■ What needs to be done ■
Copy each line in the data that includes the word "screenshot".

■ Exercise input ■
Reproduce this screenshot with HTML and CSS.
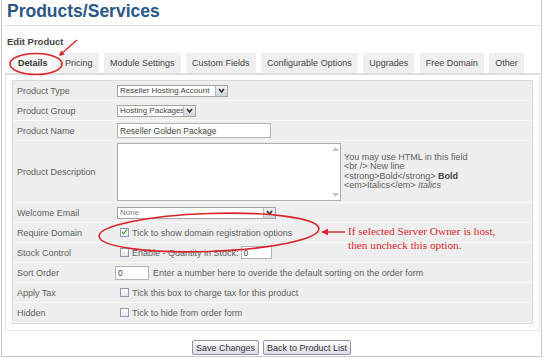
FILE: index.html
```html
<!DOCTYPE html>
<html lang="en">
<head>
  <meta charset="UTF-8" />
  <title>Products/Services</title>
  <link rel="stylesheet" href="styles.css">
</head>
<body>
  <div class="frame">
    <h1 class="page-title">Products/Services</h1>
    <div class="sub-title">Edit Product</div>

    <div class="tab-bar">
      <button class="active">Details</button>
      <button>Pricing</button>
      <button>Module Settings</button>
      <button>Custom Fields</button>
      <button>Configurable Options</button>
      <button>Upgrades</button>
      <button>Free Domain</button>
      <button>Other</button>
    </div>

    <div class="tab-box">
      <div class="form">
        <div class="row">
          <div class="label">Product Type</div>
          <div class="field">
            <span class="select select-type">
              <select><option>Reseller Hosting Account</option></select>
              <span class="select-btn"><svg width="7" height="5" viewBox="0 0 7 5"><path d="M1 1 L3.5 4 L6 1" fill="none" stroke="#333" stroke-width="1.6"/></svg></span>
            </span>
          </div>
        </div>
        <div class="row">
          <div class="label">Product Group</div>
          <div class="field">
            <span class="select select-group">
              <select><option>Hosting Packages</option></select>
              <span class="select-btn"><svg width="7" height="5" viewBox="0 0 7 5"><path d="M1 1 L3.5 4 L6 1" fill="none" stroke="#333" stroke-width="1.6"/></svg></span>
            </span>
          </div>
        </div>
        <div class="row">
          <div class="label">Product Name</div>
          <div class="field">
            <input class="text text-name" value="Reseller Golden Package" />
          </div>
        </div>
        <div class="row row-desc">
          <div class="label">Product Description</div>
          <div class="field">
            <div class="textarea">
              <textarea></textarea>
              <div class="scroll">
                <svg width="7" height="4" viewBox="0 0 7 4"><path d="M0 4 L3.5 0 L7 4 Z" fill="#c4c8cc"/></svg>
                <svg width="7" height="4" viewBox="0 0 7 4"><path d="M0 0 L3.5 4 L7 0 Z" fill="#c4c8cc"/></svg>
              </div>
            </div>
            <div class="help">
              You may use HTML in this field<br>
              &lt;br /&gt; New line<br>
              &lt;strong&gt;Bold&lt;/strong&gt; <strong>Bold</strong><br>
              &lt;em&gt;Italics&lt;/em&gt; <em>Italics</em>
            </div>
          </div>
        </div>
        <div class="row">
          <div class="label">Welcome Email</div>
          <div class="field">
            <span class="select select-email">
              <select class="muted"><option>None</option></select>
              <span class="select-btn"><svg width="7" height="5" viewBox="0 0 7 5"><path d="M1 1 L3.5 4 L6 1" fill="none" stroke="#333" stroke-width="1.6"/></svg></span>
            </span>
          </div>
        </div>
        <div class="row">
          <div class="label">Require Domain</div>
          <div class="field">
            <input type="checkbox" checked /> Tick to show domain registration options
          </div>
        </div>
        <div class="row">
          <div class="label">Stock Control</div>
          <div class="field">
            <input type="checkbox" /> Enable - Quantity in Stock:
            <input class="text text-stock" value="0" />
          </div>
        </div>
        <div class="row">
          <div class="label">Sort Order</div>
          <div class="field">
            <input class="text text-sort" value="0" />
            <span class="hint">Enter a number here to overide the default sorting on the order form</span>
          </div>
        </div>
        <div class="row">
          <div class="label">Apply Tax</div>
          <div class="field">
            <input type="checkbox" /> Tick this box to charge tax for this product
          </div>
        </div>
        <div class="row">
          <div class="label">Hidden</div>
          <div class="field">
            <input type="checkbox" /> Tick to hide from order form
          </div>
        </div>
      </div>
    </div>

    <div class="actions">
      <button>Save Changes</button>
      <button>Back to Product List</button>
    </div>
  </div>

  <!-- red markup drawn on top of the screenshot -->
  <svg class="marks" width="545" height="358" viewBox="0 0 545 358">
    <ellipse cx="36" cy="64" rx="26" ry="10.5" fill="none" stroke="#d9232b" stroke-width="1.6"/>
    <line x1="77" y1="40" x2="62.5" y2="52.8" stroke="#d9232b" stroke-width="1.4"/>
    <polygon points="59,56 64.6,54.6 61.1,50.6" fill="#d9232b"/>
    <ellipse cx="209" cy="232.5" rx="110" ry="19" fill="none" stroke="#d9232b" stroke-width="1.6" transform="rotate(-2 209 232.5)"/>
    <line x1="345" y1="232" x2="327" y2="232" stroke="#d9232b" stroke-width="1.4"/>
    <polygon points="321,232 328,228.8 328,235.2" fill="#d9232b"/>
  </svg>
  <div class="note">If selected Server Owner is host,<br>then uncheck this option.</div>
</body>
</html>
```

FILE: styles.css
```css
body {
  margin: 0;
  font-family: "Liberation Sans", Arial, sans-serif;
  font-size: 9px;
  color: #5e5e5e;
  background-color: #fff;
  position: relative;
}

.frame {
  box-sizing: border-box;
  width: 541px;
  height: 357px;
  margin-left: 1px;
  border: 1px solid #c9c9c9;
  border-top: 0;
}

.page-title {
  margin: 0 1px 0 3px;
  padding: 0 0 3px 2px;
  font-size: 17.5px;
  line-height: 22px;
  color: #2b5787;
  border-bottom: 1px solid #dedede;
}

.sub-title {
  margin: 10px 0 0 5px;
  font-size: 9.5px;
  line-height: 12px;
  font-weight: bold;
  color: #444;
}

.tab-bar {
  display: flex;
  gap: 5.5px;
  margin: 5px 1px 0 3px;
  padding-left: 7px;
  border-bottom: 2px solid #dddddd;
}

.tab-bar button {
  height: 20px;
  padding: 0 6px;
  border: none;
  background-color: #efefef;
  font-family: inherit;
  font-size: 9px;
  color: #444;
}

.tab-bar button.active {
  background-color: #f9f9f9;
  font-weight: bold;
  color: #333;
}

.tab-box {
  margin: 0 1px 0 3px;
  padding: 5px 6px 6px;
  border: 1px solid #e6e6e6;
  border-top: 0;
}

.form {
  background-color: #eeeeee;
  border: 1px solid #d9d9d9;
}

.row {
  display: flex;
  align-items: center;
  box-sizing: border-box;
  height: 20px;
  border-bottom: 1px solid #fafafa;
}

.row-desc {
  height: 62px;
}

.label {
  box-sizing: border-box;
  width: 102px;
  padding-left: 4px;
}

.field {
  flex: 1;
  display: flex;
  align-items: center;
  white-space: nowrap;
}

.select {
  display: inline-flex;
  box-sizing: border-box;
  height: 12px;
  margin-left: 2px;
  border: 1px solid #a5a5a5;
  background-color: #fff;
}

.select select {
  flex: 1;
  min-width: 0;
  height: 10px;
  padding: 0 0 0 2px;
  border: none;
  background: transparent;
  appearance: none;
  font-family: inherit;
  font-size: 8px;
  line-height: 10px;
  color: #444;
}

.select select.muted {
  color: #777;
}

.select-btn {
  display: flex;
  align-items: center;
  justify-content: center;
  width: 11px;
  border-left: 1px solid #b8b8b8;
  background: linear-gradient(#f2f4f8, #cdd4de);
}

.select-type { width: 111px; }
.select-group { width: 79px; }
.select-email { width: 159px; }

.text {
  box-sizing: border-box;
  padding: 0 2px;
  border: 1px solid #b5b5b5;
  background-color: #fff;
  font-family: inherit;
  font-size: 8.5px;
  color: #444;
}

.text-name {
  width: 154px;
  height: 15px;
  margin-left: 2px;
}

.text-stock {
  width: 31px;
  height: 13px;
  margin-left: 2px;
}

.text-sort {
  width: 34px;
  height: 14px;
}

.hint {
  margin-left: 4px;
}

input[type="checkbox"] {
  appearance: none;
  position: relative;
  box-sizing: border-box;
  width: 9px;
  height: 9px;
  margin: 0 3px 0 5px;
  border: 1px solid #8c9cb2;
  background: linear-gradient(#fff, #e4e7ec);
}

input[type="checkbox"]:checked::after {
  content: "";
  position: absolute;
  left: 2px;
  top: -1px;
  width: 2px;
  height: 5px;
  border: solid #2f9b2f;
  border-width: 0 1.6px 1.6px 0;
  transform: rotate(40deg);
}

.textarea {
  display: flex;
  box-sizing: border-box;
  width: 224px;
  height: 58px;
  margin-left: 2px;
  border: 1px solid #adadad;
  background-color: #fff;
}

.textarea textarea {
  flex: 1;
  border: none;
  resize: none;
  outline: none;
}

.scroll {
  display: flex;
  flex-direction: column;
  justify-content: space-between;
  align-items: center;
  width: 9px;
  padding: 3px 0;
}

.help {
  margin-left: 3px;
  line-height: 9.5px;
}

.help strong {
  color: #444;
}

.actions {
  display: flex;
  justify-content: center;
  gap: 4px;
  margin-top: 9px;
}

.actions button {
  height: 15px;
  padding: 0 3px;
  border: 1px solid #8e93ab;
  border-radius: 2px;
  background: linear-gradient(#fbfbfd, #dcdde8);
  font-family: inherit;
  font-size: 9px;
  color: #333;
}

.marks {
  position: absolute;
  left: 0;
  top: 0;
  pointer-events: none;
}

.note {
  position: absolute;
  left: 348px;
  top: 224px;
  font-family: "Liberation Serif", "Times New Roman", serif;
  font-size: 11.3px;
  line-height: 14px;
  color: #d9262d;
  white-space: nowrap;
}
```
--
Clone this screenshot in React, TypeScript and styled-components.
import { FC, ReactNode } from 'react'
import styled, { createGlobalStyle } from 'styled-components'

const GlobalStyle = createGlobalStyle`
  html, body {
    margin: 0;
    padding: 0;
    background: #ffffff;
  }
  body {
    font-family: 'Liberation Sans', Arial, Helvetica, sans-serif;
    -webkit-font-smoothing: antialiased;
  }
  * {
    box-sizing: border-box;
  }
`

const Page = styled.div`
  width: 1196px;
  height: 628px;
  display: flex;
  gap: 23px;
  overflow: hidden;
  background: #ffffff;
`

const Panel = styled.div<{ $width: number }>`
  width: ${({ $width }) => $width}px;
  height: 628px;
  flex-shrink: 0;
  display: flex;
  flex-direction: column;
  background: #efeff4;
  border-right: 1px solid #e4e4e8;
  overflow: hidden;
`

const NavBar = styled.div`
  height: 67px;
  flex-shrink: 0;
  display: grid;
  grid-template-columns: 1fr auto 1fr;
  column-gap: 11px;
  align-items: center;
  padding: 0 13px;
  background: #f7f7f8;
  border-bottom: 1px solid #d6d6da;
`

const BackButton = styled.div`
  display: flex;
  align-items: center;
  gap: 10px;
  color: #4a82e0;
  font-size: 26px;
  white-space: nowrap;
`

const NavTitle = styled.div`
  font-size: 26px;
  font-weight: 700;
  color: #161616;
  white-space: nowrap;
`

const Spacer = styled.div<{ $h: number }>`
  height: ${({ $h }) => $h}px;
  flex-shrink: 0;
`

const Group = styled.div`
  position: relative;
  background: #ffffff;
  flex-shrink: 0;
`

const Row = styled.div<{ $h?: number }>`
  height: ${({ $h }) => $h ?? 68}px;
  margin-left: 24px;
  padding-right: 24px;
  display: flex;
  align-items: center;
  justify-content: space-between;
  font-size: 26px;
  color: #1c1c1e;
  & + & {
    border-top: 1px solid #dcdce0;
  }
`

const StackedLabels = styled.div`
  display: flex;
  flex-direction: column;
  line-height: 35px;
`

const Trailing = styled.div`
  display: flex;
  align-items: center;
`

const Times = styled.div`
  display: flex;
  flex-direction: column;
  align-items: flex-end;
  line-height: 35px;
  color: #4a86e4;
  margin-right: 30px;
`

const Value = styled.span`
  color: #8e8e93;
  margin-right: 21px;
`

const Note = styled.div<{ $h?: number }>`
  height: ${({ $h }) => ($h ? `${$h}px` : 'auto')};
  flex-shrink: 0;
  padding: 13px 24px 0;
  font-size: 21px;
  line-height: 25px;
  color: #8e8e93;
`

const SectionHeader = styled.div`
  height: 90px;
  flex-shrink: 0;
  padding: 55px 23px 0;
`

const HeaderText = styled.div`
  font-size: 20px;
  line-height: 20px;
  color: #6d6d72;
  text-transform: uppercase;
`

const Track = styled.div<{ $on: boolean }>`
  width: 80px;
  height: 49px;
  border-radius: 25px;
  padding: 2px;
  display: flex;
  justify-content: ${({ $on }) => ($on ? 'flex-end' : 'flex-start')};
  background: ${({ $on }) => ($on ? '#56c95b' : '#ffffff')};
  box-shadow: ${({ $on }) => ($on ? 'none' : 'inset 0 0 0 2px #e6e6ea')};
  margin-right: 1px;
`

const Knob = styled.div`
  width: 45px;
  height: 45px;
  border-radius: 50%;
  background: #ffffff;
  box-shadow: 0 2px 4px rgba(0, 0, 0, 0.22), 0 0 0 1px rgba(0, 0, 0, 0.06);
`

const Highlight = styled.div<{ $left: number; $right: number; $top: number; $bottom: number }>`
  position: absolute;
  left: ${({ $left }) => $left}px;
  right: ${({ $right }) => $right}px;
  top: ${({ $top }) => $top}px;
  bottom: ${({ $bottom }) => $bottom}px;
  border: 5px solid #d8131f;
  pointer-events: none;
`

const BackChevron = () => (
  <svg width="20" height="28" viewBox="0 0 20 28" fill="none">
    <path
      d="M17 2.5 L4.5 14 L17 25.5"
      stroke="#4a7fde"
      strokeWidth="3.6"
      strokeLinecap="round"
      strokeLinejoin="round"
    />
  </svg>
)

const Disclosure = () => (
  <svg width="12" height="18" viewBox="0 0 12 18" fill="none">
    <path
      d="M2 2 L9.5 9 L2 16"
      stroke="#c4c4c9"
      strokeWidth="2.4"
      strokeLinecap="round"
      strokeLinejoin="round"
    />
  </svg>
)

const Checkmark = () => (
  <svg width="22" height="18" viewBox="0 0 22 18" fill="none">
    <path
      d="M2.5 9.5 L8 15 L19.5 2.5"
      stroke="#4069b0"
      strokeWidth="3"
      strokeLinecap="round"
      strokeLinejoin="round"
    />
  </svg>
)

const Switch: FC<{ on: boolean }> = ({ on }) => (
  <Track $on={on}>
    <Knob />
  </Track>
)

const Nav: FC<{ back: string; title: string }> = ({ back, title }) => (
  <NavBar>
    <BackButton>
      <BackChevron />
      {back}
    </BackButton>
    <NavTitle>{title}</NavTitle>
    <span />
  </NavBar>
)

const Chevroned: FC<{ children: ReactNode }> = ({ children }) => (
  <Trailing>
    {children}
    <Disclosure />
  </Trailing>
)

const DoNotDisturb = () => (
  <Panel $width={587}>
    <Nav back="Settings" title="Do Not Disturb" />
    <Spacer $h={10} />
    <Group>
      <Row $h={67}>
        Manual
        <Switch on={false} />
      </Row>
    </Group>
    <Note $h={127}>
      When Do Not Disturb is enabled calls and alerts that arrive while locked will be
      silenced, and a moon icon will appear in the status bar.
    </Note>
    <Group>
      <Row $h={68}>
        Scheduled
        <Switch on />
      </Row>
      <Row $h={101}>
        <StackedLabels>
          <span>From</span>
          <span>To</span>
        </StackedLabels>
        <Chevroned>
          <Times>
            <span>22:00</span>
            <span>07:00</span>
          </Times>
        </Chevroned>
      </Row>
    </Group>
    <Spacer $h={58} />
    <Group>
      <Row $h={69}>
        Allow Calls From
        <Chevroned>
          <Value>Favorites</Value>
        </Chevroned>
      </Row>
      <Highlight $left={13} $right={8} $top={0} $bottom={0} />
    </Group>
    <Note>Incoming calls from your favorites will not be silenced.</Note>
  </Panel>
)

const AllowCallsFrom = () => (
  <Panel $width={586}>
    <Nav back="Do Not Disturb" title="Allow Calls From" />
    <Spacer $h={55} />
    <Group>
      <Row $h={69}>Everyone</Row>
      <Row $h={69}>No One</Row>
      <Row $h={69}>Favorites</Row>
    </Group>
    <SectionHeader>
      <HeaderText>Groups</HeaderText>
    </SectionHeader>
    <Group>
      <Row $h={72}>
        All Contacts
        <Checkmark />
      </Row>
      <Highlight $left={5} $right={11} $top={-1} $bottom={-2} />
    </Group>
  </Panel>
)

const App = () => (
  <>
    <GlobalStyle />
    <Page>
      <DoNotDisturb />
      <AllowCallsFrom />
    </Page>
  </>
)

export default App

■ Completed task ■
Reproduce this screenshot with HTML and CSS.
  <!-- red markup drawn on top of the screenshot -->
Clone this screenshot in React, TypeScript and styled-components.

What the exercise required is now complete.